As Carol and I travelled along the only road linking villages in the district, we had heard that the village of Lalomanu, further south, had been particularly hard hit. As we summited a small rise in the road, and looked out upon what was left of Lalomanu, I was utterly shocked at the devastation. This village, which I later learned had the most fatalities, was simply no more. The surging waters had wreaked utter destruction.

One family, encamped in a salvaged home with tarpaulin covers, said they needed more help to reestablish themselves, and that many of their fellow villagers had moved inland because of their fear of the ocean, a recurring topic of discussion with the affected Samoans we met with. One woman I met with, as she looked out to sea, said she was afraid, or “fefe” of the ocean. The look in her eyes clearly demonstrated this fact. Particularly heart-rending was learning that so many children has perished, being unable to escape the rushing waters. Flowers marked the places where loved ones were lost. Bedding, clothing, tools, household goods, toys and building debris were scattered everywhere.

A later meeting I had with the Deputy Minister of Finance, Noumea Simi, helped me to understand what the beleaguered Samoan government was confronted with in reestablishing whole new villages inland from the ocean for devastated costal communities. Since so many affected villagers were terrified of living near the shore, the Government had to build roads, bring in power and put in infrastructure for these new inland communities, all the while having to rebuild the heavily damaged coastal village infrastructure for those Samoans not wanting to move away from their traditional home sites.

The following day, we travelled with representatives of our partner agency, South Pacific Business Development (SPBD), to the island of Manono to assess the cash-for-work program implemented the prior week by SPBD, and funded by Mercy Corps and Western Union. The cash-for-work program pays each villager needed cash for documented hours of work, typically at the end of the week, to do clean up and reconstruction.

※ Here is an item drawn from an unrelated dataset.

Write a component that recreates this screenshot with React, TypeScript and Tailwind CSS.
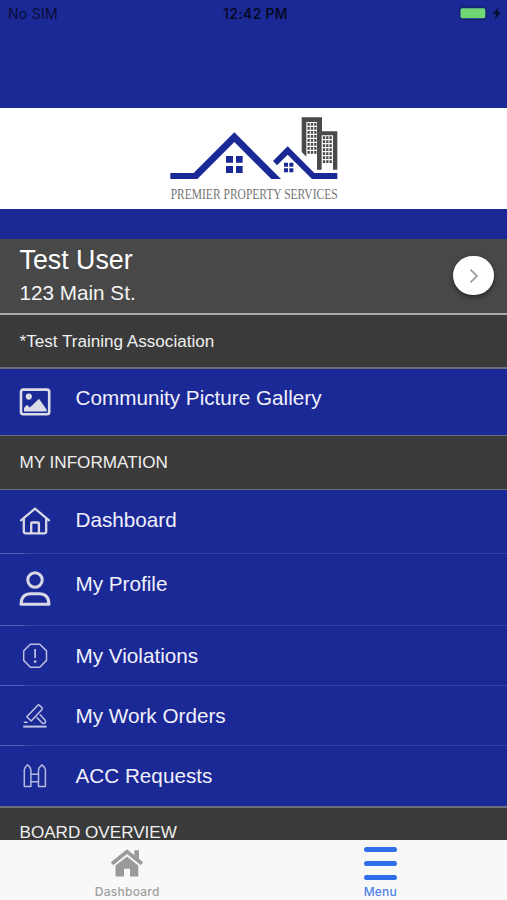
import type { ReactNode } from "react";

/** Company logo: two roofs, an office block and the name below. */
function Logo() {
  return (
    <svg
      width="176"
      height="90"
      viewBox="18 33 528 270"
      className="overflow-visible"
      role="img"
      aria-label="Premier Property Services"
    >
      <g fill="#1b2997">
        <path d="M31 204H101L223 82L363 222H334L223 111L112 222H31Z" />
        <path d="M339 168L383 124L463 204H532V222H456L383 149L351 181Z" />
        <path d="M198 153h21v20h-21zM228 153h20v20h-20zM198 183h21v21h-21zM228 183h20v21h-20z" />
        <path d="M372 173h12v12h-12zM388 173h12v12h-12zM372 190h12v12h-12zM388 190h12v12h-12z" />
      </g>
      <path
        d="M425 37H486V79H532V194H519V91H485V194H471V51H439V155L425 141Z"
        fill="#4b4a4a"
      />
      <g stroke="#4b4a4a" strokeWidth="7" strokeDasharray="8 4">
        <path d="M446 54V150M456 54V150M466 54V150" />
        <path d="M492 94V178M502 94V178M512 94V178" />
      </g>
      <text
        x="32"
        y="282"
        textLength="501"
        lengthAdjust="spacingAndGlyphs"
        fontFamily="'Liberation Serif', serif"
        fontSize="41"
        fill="#757373"
      >
        PREMIER PROPERTY SERVICES
      </text>
    </svg>
  );
}

function GalleryIcon() {
  return (
    <svg width="32" height="28" viewBox="0 0 32 28" fill="none">
      <rect x="2" y="1.6" width="28.2" height="24.6" rx="2.2" stroke="#dcdce6" strokeWidth="2.6" />
      <circle cx="9.8" cy="8.6" r="3.1" fill="#dcdce6" />
      <path d="M5 23.5V20L8 16.8L10.5 19.5L13 17.5L20 10.8L27.6 21.5V23.5Z" fill="#dcdce6" />
    </svg>
  );
}

function HomeIcon() {
  return (
    <svg
      width="32"
      height="28"
      viewBox="0 0 32 28"
      fill="none"
      stroke="#d9d9e6"
      strokeWidth="2.3"
      strokeLinejoin="round"
      strokeLinecap="round"
    >
      <path d="M2 13.3L16 1.7L30 13.3" />
      <path d="M4.8 12V24.3Q4.8 26.4 6.9 26.4H25.1Q27.2 26.4 27.2 24.3V12" />
      <path d="M12.2 26V16.2Q12.2 15.5 13 15.5H19Q19.9 15.5 19.9 16.2V26" />
    </svg>
  );
}

function ProfileIcon() {
  return (
    <svg width="32" height="36" viewBox="0 0 32 36" fill="none" stroke="#d9d9e6" strokeWidth="3">
      <circle cx="16" cy="9" r="7.2" />
      <path
        d="M2 33.3Q2.2 22.7 12 22.7H20Q29.8 22.7 30 33.3Z"
        strokeLinejoin="round"
      />
    </svg>
  );
}

function ViolationIcon() {
  return (
    <svg width="26" height="26" viewBox="0 0 26 26" fill="none" stroke="#b9bddf" strokeWidth="1.5">
      <path d="M8.4 1.2H17.8L24.5 7.9V17.4L17.8 24.2H8.4L1.7 17.4V7.9Z" strokeLinejoin="round" />
      <path d="M13.1 6V15" strokeWidth="1.8" />
      <circle cx="13.1" cy="18.6" r="1.4" fill="#b9bddf" stroke="none" />
    </svg>
  );
}

function GavelIcon() {
  return (
    <svg
      width="26"
      height="26"
      viewBox="0 0 26 26"
      fill="none"
      stroke="#c0c4e2"
      strokeWidth="1.5"
      strokeLinejoin="round"
    >
      <path d="M4.8 13.7L15.8 2.2Q16.6 1.5 17.4 2.2L20 4.8Q20.7 5.6 20 6.4L9.2 18Z" />
      <path d="M14.6 14.2L20 19.7Q21.4 21.2 23 19.9Q24.3 18.4 23 17L17.8 11.6" />
      <path d="M1.8 19.3H5.6" />
      <path d="M1.2 23.6H24.6" strokeWidth="2" />
    </svg>
  );
}

function FenceIcon() {
  return (
    <svg
      width="26"
      height="26"
      viewBox="0 0 26 26"
      fill="none"
      stroke="#b4b9dd"
      strokeWidth="1.5"
      strokeLinejoin="round"
    >
      <path d="M2.3 23.5V6.6Q3 4 5.6 1.8Q8.2 4 8.9 6.6V23.5Z" />
      <path d="M16.5 23.5V6.6Q17.2 4 20 1.8Q22.7 4 23.4 6.6V23.5Z" />
      <path d="M8.9 11.2H16.5M8.9 18.8H16.5" />
    </svg>
  );
}

function SectionHeader({ className, children }: { className: string; children: ReactNode }) {
  return (
    <h2
      className={`shrink-0 border-[#6b6e7c] bg-[#3a3a3a] pl-[19.5px] leading-5 text-[#f0f0f0] ${className}`}
    >
      {children}
    </h2>
  );
}

type MenuItem = {
  label: string;
  icon: ReactNode;
  row: string;
  last?: boolean;
};

const ITEMS: MenuItem[] = [
  { label: "Dashboard", icon: <HomeIcon />, row: "h-16 pt-[17px]" },
  { label: "My Profile", icon: <ProfileIcon />, row: "h-[72px] pt-[17px]" },
  { label: "My Violations", icon: <ViolationIcon />, row: "h-[60px] pt-[17px]" },
  { label: "My Work Orders", icon: <GavelIcon />, row: "h-[60px] pt-[17px]" },
  { label: "ACC Requests", icon: <FenceIcon />, row: "h-[60px] pt-[17px]", last: true },
];

function MenuRow({ item }: { item: MenuItem }) {
  return (
    <li className="flex flex-col">
      <div className={`flex items-start ${item.row}`}>
        <span className="flex w-[69px] shrink-0 justify-center">{item.icon}</span>
        <span className="pl-[6.5px] text-[20.7px] leading-[26px]">{item.label}</span>
      </div>
      {/* The hairline is brighter under the icon inset */}
      {!item.last && (
        <div className="-mt-px flex h-px">
          <span className="w-[25px] bg-[#5360b7]" />
          <span className="flex-1 bg-[#3442a0]" />
        </div>
      )}
    </li>
  );
}

export default function App() {
  return (
    <div className="flex h-[900px] w-[507px] flex-col overflow-hidden bg-[#1b2997] font-['Liberation_Sans',Arial,sans-serif] text-[#f0f0fa]">
      {/* Status bar */}
      <div className="grid h-[108px] shrink-0 grid-cols-3 items-start px-[8px] pt-1 font-['Inter',sans-serif] text-[14px] leading-5 text-[#080d36]">
        <span className="tracking-[0.3px]">No SIM</span>
        <span className="pl-1 text-center text-[13.8px] font-semibold tracking-[0.4px] text-[#060926]">
          12:42 PM
        </span>
        <span className="flex justify-end">
          <svg width="46" height="18" viewBox="0 0 46 18" className="-mr-1">
            <rect x="2.3" y="3" width="27" height="12.5" rx="3.2" fill="none" stroke="#14205f" />
            <rect x="3.5" y="4.3" width="24.8" height="10" rx="1.8" fill="#70d777" />
            <path d="M30.8 7.2q1.4 1.8 0 3.8z" fill="#14205f" />
            <path d="M41.4 3.4L35.6 10H39.2L37.8 15.2L43.8 8.3H40.2Z" fill="#070b27" />
          </svg>
        </span>
      </div>

      <header className="flex h-[101px] shrink-0 justify-center bg-white pt-2">
        <Logo />
      </header>

      {/* Signed-in user */}
      <section className="mt-[30px] flex h-[76px] shrink-0 items-start justify-between border-b-2 border-[#aaaaaa] bg-[#484848] pr-[13px] pl-[19.5px]">
        <div>
          <div className="pt-[5px] text-[26.8px] leading-[32px] text-white">Test User</div>
          <div className="pt-[5px] text-[20.7px] leading-6 text-[#f4f4f4]">123 Main St.</div>
        </div>
        <button
          type="button"
          aria-label="Open profile"
          className="mt-[17px] flex h-[39px] w-[41px] items-center justify-center rounded-full bg-white shadow-[0_2px_5px_rgba(0,0,0,0.5)]"
        >
          <svg width="12" height="18" viewBox="0 0 12 18" fill="none" stroke="#a3a3a3" strokeWidth="2">
            <path d="M2.5 2.6L9 9L2.5 15.4" />
          </svg>
        </button>
      </section>

      <SectionHeader className="h-[54px] border-b-2 pt-[17px] text-[17.1px]">
        *Test Training Association
      </SectionHeader>

      <div className="flex h-[66px] shrink-0 items-start pt-[19px]">
        <span className="flex w-[69px] shrink-0 justify-center">
          <GalleryIcon />
        </span>
        <span className="-mt-[3px] pl-[6.5px] text-[20.7px] leading-[26px]">
          Community Picture Gallery
        </span>
      </div>

      <SectionHeader className="h-[55px] border-y-[1.5px] pt-[17px] text-[17.1px]">
        MY INFORMATION
      </SectionHeader>

      <ul className="shrink-0">
        {ITEMS.map((item) => (
          <MenuRow key={item.label} item={item} />
        ))}
      </ul>

      <SectionHeader className="h-[34px] border-t-2 pt-[15px] text-[17.1px]">
        BOARD OVERVIEW
      </SectionHeader>

      {/* Bottom tabs */}
      <nav className="grid min-h-0 flex-1 grid-cols-2 bg-[#f8f8f8] font-['Inter',sans-serif] text-xs leading-4 font-medium">
        <a className="flex flex-col items-center pt-[9px] pl-px text-[#a0a0a0]">
          <svg width="34" height="28" viewBox="0 0 34 28">
            <path
              d="M2 14.7L17 2.6L32 14.7"
              fill="none"
              stroke="#9a9a9a"
              strokeWidth="3.8"
            />
            <path d="M24.3 1.2H29V12L24.3 8Z" fill="#9a9a9a" />
            <path d="M5.5 16.6L17 7.4L28.3 16.6V27.5H20V19.8H14V27.5H5.5Z" fill="#9a9a9a" />
          </svg>
          <span className="mt-[7px] tracking-[0.25px]">Dashboard</span>
        </a>
        <a className="flex flex-col items-center pt-[7px] text-[#4d83e6]">
          <span className="flex w-[33px] flex-col gap-[9.5px]">
            <span className="h-[4.5px] rounded-full bg-[#2f70e8]" />
            <span className="h-[4.5px] rounded-full bg-[#2f70e8]" />
            <span className="h-[4.5px] rounded-full bg-[#2f70e8]" />
          </span>
          <span className="mt-[4.5px] tracking-[0.2px]">Menu</span>
        </a>
      </nav>
    </div>
  );
}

After a slow boat ride from the eastern coast of Upolu, we arrived near the villages of Faleu and Lepuia’i. No vehicles of any kind are to be found on Manono, as the island is too small and isolated from the larger islands. The Manono villages, like others in Samoa, are nestled right up against the waters edge, to take advantage of cool breezes that keep the mosquitoes at bay and ensure proximity to the abundant supply of food take from the reef.

The earthquakes’ two tsunami surges had flowed over the village seawalls and destroyed homes and eroded foundations. Upon our arrival, we noticed numerous men in the village placing rocks in severely eroded areas of Lepuia’i village that threatened a home and the village church. Further down the coast, we saw extensive repair work to the seawall protecting both villages. For the past week, under the cash-for-work program, 51 men had done an amazing amount of restorative work to damaged seawalls and ground erosion.

Not only did major infrastructure repair work get done in these communities, but desperately needed cash was injected into their economies. Each worker earned 100 Samoa Tala, or about $40, for one week’s worth work, a significant amount of money where the per capita income is less than $1000 per year.

I had the privilege, along with our party, or accepting the heartfelt thanks, or “fa’afetai lava” of the village workers and chiefs for this badly needed program. They were truly amazed at the response of Mercy Corps and South Pacific Business Development to help their tiny island come back from this tragedy. Mercy Corps’ funding will help do more cash-for-work programming in Manono and the hardest hit areas of Upolu.

On the returning boat ride from Manono, as I looked out over the beautiful sea — the same sea that had caused so much pain and suffering to the wonderful Samoan people — I took great comfort knowing that the Samoan people were resilient and enduring, the same traits I recalled them having so many decades before.